Whatever happened to that?).

If you do the cred guard thing then maybe name it:

{override,revert}_cred_light()

and then use them to implement the replace portion for:

{override,revert}_cred().

Yes, the {override,revert}_cred() naming isn't optimal but unless we
rename them as well to *_{save,restore} I don't see the point in making
the new helpers deviate from that pattern. They basically do the same
thing.

So my point is to just let them mirror the naming in __fget_light().
To a regular VFS developer the *_light() will give away that it probably
doesn't take a reference.

But I'm not married to that.

So I'd probably just do something like the following COMPLETELY UNTESTED
AND UNCOMPILED thing:

diff --git a/include/linux/cred.h b/include/linux/cred.h
index 2976f534a7a3..c975eb47e691 100644
--- a/include/linux/cred.h
+++ b/include/linux/cred.h
@@ -165,6 +165,24 @@ extern int cred_fscmp(const struct cred *, const struct cred *);
extern void __init cred_init(void);
extern int set_cred_ucounts(struct cred *);

+/*
+ * Override creds without bumping reference count. Caller must ensure
+ * reference remains valid or has taken reference. Almost always not the
+ * interface you want. Use override_creds()/revert_creds() instead.
+ */
+#define override_creds_light(override_cred) \
+ ({ \
+ const struct cred *__old_cred = current->cred; \
+ rcu_assign_pointer(current->cred, override_cred); \
+ __old_cred; \
+ })
+
+#define revert_creds_light(revert_cred) \
+ rcu_assign_pointer(current->cred, revert_cred);
+
+DEFINE_GUARD(cred, struct cred *, override_creds_light(_T),
+ revert_creds_light(_T));
+
static inline bool cap_ambient_invariant_ok(const struct cred *cred)
{
return cap_issubset(cred->cap_ambient,
diff --git a/kernel/cred.c b/kernel/cred.c
index c033a201c808..d6713edaee37 100644
--- a/kernel/cred.c
+++ b/kernel/cred.c
@@ -485,7 +485,7 @@ EXPORT_SYMBOL(abort_creds);
*/
const struct cred *override_creds(const struct cred *new)
{
- const struct cred *old = current->cred;
+ const struct cred *old;

kdebug("override_creds(%p{%ld})", new,
atomic_long_read(&new->usage));
@@ -499,8 +499,7 @@ const struct cred *override_creds(const struct cred *new)
* visible to other threads under RCU.
*/
get_new_cred((struct cred *)new);
- rcu_assign_pointer(current->cred, new);
-
+ old = override_creds_light(new);
kdebug("override_creds() = %p{%ld}", old,
atomic_long_read(&old->usage));
return old;
@@ -521,7 +520,7 @@ void revert_creds(const struct cred *old)
kdebug("revert_creds(%p{%ld})", old,
atomic_long_read(&old->usage));

- rcu_assign_pointer(current->cred, old);
+ revert_creds_light(old);
put_cred(override);
}
EXPORT_SYMBOL(revert_creds);

>
> > > Maybe I really fail to understand this problem or the proposed solution:
> > > the single reference that overlayfs keeps in ovl->creator_cred is tied
> > > to the lifetime of the overlayfs superblock, no?
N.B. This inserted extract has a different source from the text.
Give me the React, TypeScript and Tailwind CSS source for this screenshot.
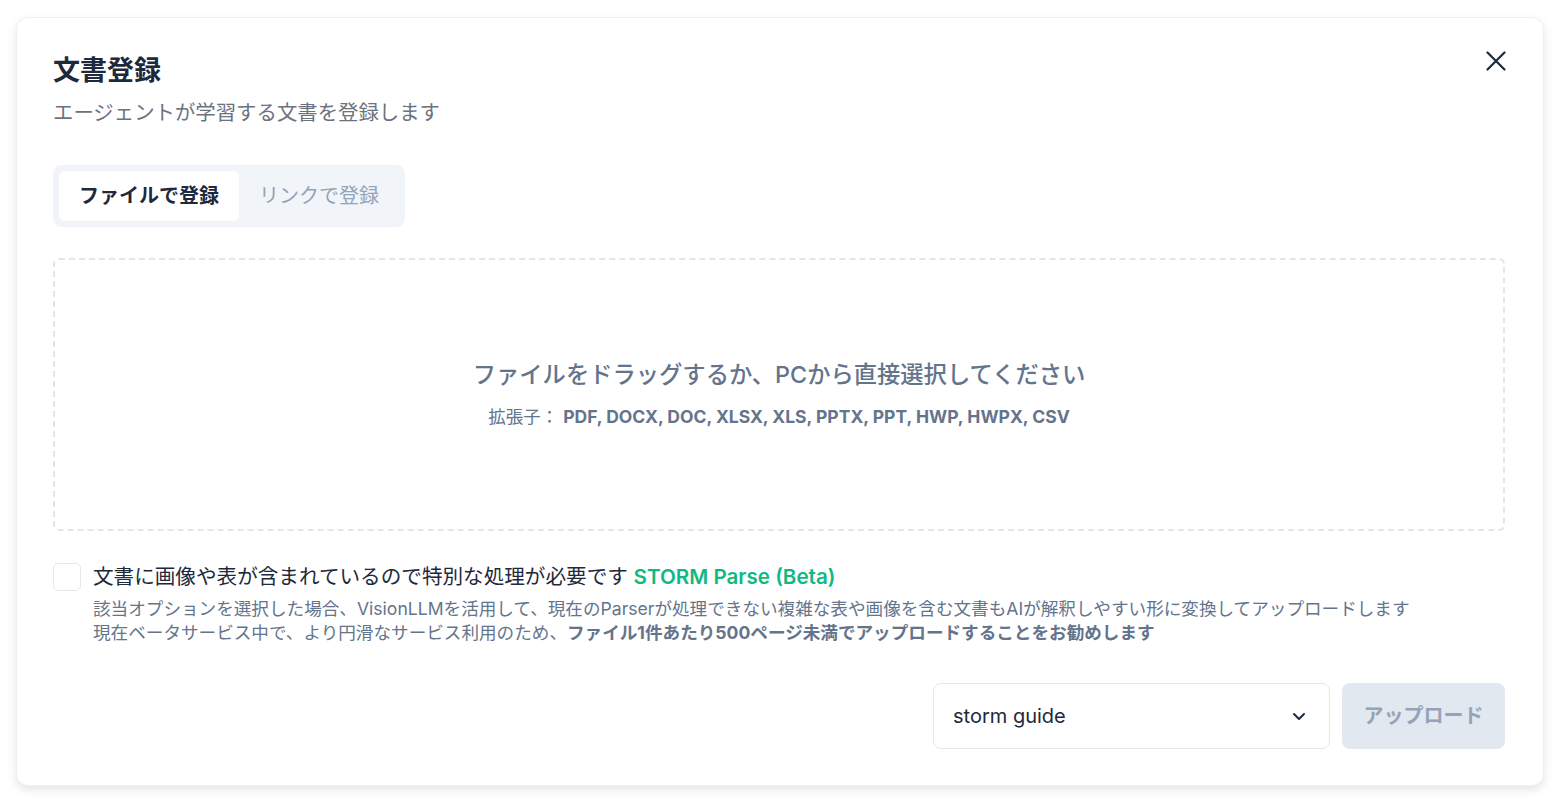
import React from "react";

const font = { fontFamily: "Inter, 'Noto Sans CJK JP', 'Noto Sans', sans-serif" };

export default function App() {
  return (
    <div className="w-[1554px] h-[804px] bg-white pt-[17px] pl-[16px]" style={font}>
      <div className="relative w-[1528px] h-[769px] bg-white rounded-[12px] border border-[#eef0f3] shadow-[0_4px_10px_rgba(0,0,0,0.10)] pl-[36px] pr-[38px] pt-[35px] flex flex-col">
        <button className="absolute right-[37px] top-[32px] w-[21px] h-[21px] flex items-center justify-center text-[#1e293b]">
          <svg width="20" height="20" viewBox="0 0 20 20" fill="none" stroke="currentColor" strokeWidth="2.2" strokeLinecap="round">
            <path d="M1.5 1.5L18.5 18.5M18.5 1.5L1.5 18.5" />
          </svg>
        </button>
        <h1 className="text-[27px] leading-[36px] font-bold text-[#1e293b]">文書登録</h1>
        <p className="mt-[10px] text-[20.4px] leading-[28px] text-[#6b7280]">エージェントが学習する文書を登録します</p>

        <div className="mt-[38px] self-start flex p-[6px] bg-[#f1f5f9] rounded-[8px] h-[62px]">
          <div className="px-[20px] h-[50px] flex items-center bg-white rounded-[6px] text-[20px] font-bold text-[#1e293b]">ファイルで登録</div>
          <div className="px-[20px] h-[50px] flex items-center text-[20px] text-[#94a3b8]">リンクで登録</div>
        </div>

        <div className="mt-[31px] h-[273px] border-2 border-dashed border-[#e2e5f0] rounded-[6px] flex flex-col items-center justify-center">
          <div className="text-[23.3px] leading-[32px] font-medium text-[#64748b]">ファイルをドラッグするか、PCから直接選択してください</div>
          <div className="mt-[13px] text-[17.5px] leading-[26px] text-[#64748b]">
            拡張子： <span className="font-bold">PDF, DOCX, DOC, XLSX, XLS, PPTX, PPT, HWP, HWPX, CSV</span>
          </div>
        </div>

        <div className="mt-[32px] flex items-start">
          <div className="w-[28px] h-[28px] border border-[#e5e7eb] rounded-[5px] bg-white shrink-0" />
          <div className="ml-[12px]">
            <div className="text-[20.6px] leading-[28px] text-[#1e293b]">
              文書に画像や表が含まれているので特別な処理が必要です <span className="font-semibold text-[#10b981]">STORM Parse (Beta)</span>
            </div>
            <div className="mt-[6px] text-[17.6px] leading-[24px] text-[#64748b]">
              <div>該当オプションを選択した場合、VisionLLMを活用して、現在のParserが処理できない複雑な表や画像を含む文書もAIが解釈しやすい形に変換してアップロードします</div>
              <div>現在ベータサービス中で、より円滑なサービス利用のため、<span className="font-bold">ファイル1件あたり500ページ未満でアップロードすることをお勧めします</span></div>
            </div>
          </div>
        </div>

        <div className="mt-auto mb-[36px] flex justify-end gap-[12px]">
          <div className="w-[397px] h-[66px] border border-[#e5e7eb] rounded-[8px] flex items-center justify-between pl-[19px] pr-[22px] text-[20px] text-[#1e293b]">
            <span>storm guide</span>
            <svg width="16" height="16" viewBox="0 0 16 16" fill="none" stroke="currentColor" strokeWidth="2" strokeLinecap="round" strokeLinejoin="round">
              <path d="M3 6l5 5 5-5" />
            </svg>
          </div>
          <button className="w-[163px] h-[66px] rounded-[8px] bg-[#e2e8f0] text-[20px] font-bold text-[#94a3b8]">アップロード</button>
        </div>
      </div>
    </div>
  );
}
And anyone who needs a
> > > long term cred reference e.g, file->f_cred will take it's own reference
> > > anyway. So it should be safe to just keep that reference alive until
> > > overlayfs is unmounted, no? I'm sure it's something quite obvious why
> > > that doesn't work but I'm just not seeing it currently.
> >
> > My read of the code says that what you are proposing should work. (what
> > I am seeing is that in the "optimized" cases, the only practical effect
> > of override/revert is the rcu_assign_pointer() dance)
> >
> > I guess that the question becomes: Do we want this property (that the
> > 'cred' associated with a subperblock/similar is long lived and the
> > "inner" refcount can be omitted) to be encoded in the constructor? Or do
> > we want it to be "encoded" in a call by call basis?
> >
>
> Neither.
>
> Christian's proposal does not involve marking the cred object as
> long lived, which looks a much better idea to me.
>
> The performance issues you observed are (probably) due to get/put
> of cred refcount in the helpers {override,revert}_creds().
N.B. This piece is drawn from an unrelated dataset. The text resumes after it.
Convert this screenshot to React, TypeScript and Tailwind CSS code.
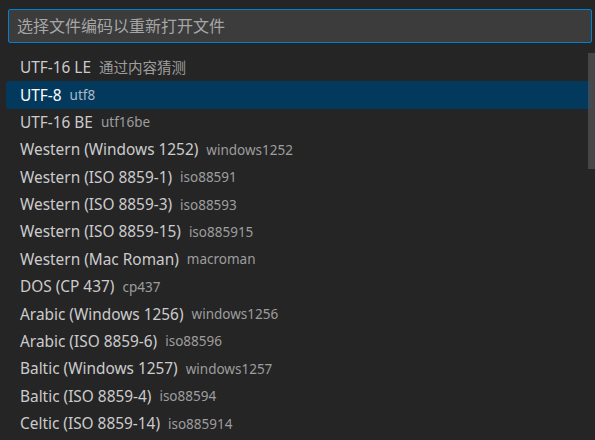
import React from "react";

type Encoding = { label: string; description: string; cjk?: boolean };

const encodings: Encoding[] = [
  { label: "UTF-16 LE", description: "通过内容猜测", cjk: true },
  { label: "UTF-8", description: "utf8" },
  { label: "UTF-16 BE", description: "utf16be" },
  { label: "Western (Windows 1252)", description: "windows1252" },
  { label: "Western (ISO 8859-1)", description: "iso88591" },
  { label: "Western (ISO 8859-3)", description: "iso88593" },
  { label: "Western (ISO 8859-15)", description: "iso885915" },
  { label: "Western (Mac Roman)", description: "macroman" },
  { label: "DOS (CP 437)", description: "cp437" },
  { label: "Arabic (Windows 1256)", description: "windows1256" },
  { label: "Arabic (ISO 8859-6)", description: "iso88596" },
  { label: "Baltic (Windows 1257)", description: "windows1257" },
  { label: "Baltic (ISO 8859-4)", description: "iso88594" },
  { label: "Celtic (ISO 8859-14)", description: "iso885914" },
];

const SELECTED = 1;

export default function App() {
  return (
    <div
      className="w-[595px] h-[440px] overflow-hidden bg-[#252526] relative"
      style={{ fontFamily: '"Segoe UI", "Noto Sans", "Noto Sans CJK SC", sans-serif' }}
    >
      <div className="pt-[9px] pl-[8px] pr-[3px]">
        <div className="h-[34px] rounded-[2px] border border-[#007fd4] bg-[#3c3c3c] flex items-center pl-[8px]">
          <span className="text-[16px] text-[#a6a6a6] leading-none">选择文件编码以重新打开文件</span>
        </div>
      </div>

      <div className="relative mt-[11px]">
        <div className="flex flex-col">
          {encodings.map((e, i) => {
            const sel = i === SELECTED;
            return (
              <div
                key={e.label}
                className={
                  sel
                    ? "h-[27.4px] ml-[6px] mr-[3px] rounded-[3px] bg-[#04395e] flex items-center pl-[14px] gap-[8px]"
                    : "h-[27.4px] ml-[6px] mr-[3px] flex items-center pl-[14px] gap-[8px]"
                }
              >
                <span className={sel ? "text-[15.4px] text-white" : "text-[15.4px] text-[#cccccc]"}>{e.label}</span>
                <span
                  className={
                    (e.cjk ? "text-[14.5px] " : "text-[13.5px] ") + (sel ? "text-[#a9b9c6]" : "text-[#9d9d9d]")
                  }
                >
                  {e.description}
                </span>
              </div>
            );
          })}
        </div>
        {/* scrollbar slider */}
        <div className="absolute right-0 top-[-1px] w-[7px] h-[116px] bg-[#4f4f4f]/80" />
      </div>
    </div>
  );
}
Most likely they are. I don't see what else would be expensive. But I
may lack details.

>
> Christian suggested lightweight variants of {override,revert}_creds()
> that do not change refcount. Combining those with a guard and
> I don't see what can go wrong (TM).

Place a nice comment explaining lifetime expectations in the commit
message. Then someone can always tell us why we're wrong.